#### [What you have to do]
Among the lines below, count those containing the word "components". Give the number only.

#### [Supplied data]
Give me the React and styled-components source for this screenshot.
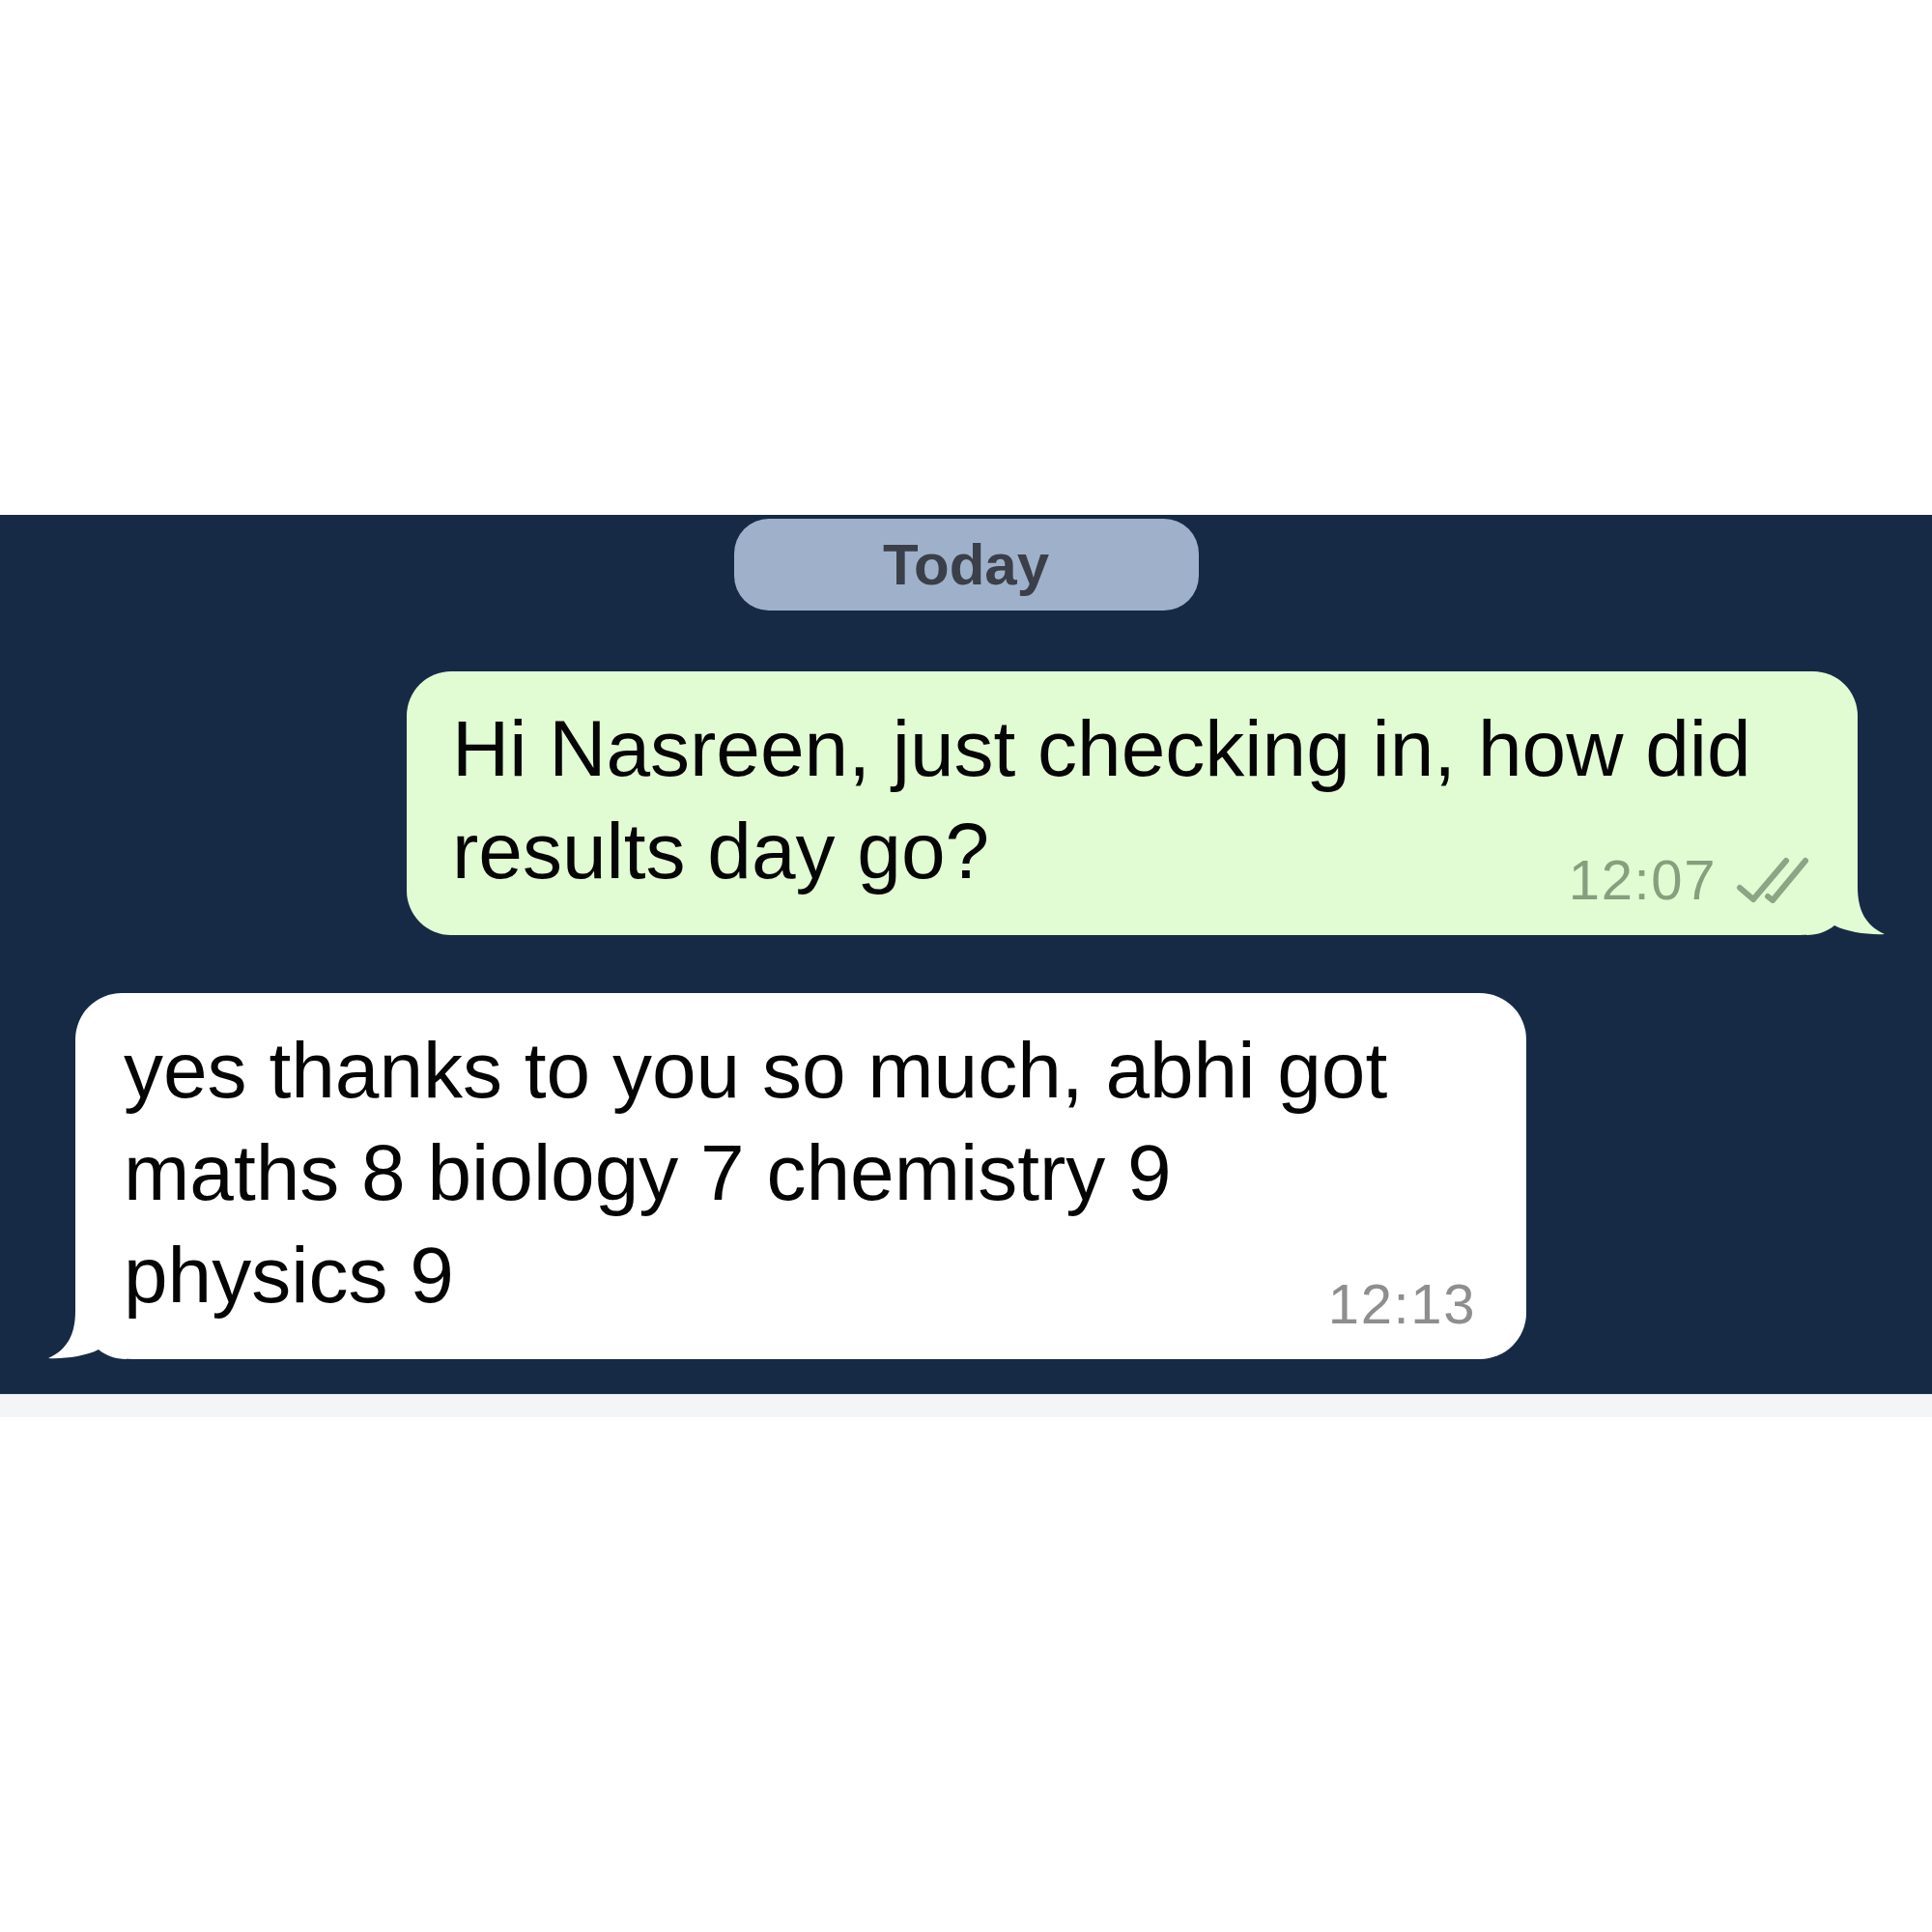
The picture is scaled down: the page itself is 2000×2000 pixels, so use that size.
import React from "react";
import styled, { createGlobalStyle } from "styled-components";

const GlobalStyle = createGlobalStyle`
  html, body { margin: 0; padding: 0; background: #ffffff; }
  body { font-family: "Liberation Sans", Arial, sans-serif; }
`;

const Page = styled.div`
  width: 2000px;
  min-height: 2000px;
  display: flex;
  flex-direction: column;
  background: #ffffff;
`;

const TopSpace = styled.div`
  height: 533px;
  background: #ffffff;
`;

const ChatPanel = styled.section`
  background: #162a45;
  display: flex;
  flex-direction: column;
  padding: 4px 0 36px;
`;

const Strip = styled.div`
  height: 23px;
  background: #f4f5f6;
  border-top: 1px solid #dfe3ea;
`;

const DatePill = styled.div`
  align-self: center;
  width: 481px;
  height: 95px;
  border-radius: 36px;
  background: #9fb1ca;
  color: #3b3f49;
  font-family: "Liberation Sans", Arial, sans-serif;
  font-weight: 700;
  font-size: 60px;
  display: flex;
  align-items: center;
  justify-content: center;
`;

const Row = styled.div`
  display: flex;
  justify-content: ${(p) => (p.$out ? "flex-end" : "flex-start")};
  padding: 0 77px 0 78px;
  margin-top: ${(p) => p.$gap}px;
`;

const Bubble = styled.div`
  position: relative;
  box-sizing: border-box;
  width: 1502px;
  padding: ${(p) => (p.$out ? "27px 50px 27px 47px" : "27px 52px 27px 50px")};
  background: ${(p) => (p.$out ? "#e1fbd3" : "#ffffff")};
  border-radius: ${(p) => (p.$out ? "46px 46px 60px 46px" : "48px 48px 48px 60px")};
`;

const Tail = styled.svg`
  position: absolute;
  bottom: 0;
  width: 81px;
  height: 60px;
  ${(p) => (p.$out ? "right: -28px;" : "left: -28px; transform: scaleX(-1);")}
`;

const Text = styled.div`
  font-family: "Liberation Sans", Arial, sans-serif;
  font-size: 82px;
  line-height: 106px;
  color: #050505;
`;

const Meta = styled.div`
  display: flex;
  justify-content: flex-end;
  align-items: center;
  gap: 20px;
  height: 60px;
  margin-top: -53px;
`;

const Time = styled.span`
  font-family: "Liberation Sans", Arial, sans-serif;
  font-size: 58px;
  line-height: 60px;
  letter-spacing: 1.6px;
  color: ${(p) => (p.$out ? "#84a07e" : "#8e8e8e")};
`;

const TAIL_PATH =
  "M53 0 L53 10 C53 34 61 50 81 59 C66 60 42 57 29 50 C22 56 12 60 0 60 L0 0 Z";

function BubbleTail({ out }) {
  return (
    <Tail $out={out} viewBox="0 0 81 60" aria-hidden="true">
      <path d={TAIL_PATH} fill={out ? "#e1fbd3" : "#ffffff"} />
    </Tail>
  );
}

function DoubleCheck() {
  return (
    <svg width="76" height="48" viewBox="0 0 76 48" aria-hidden="true">
      <g
        fill="none"
        stroke="#8ba585"
        strokeWidth="6"
        strokeLinecap="round"
        strokeLinejoin="round"
      >
        <path d="M4 32 L18 44 L52 4" />
        <path d="M33 41 L38 45 L72 4" />
      </g>
    </svg>
  );
}

export default function App() {
  return (
    <Page>
      <GlobalStyle />
      <TopSpace />
      <ChatPanel>
        <DatePill>Today</DatePill>
        <Row $out $gap={63}>
          <Bubble $out>
            <Text>
              Hi Nasreen, just checking in, how did
              <br />
              results day go?
            </Text>
            <Meta>
              <Time $out>12:07</Time>
              <DoubleCheck />
            </Meta>
            <BubbleTail out />
          </Bubble>
        </Row>
        <Row $gap={60}>
          <Bubble>
            <Text>
              yes thanks to you so much, abhi got
              <br />
              maths 8 biology 7 chemistry 9
              <br />
              physics 9
            </Text>
            <Meta>
              <Time>12:13</Time>
            </Meta>
            <BubbleTail />
          </Bubble>
        </Row>
      </ChatPanel>
      <Strip />
    </Page>
  );
}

#### [The reply]
2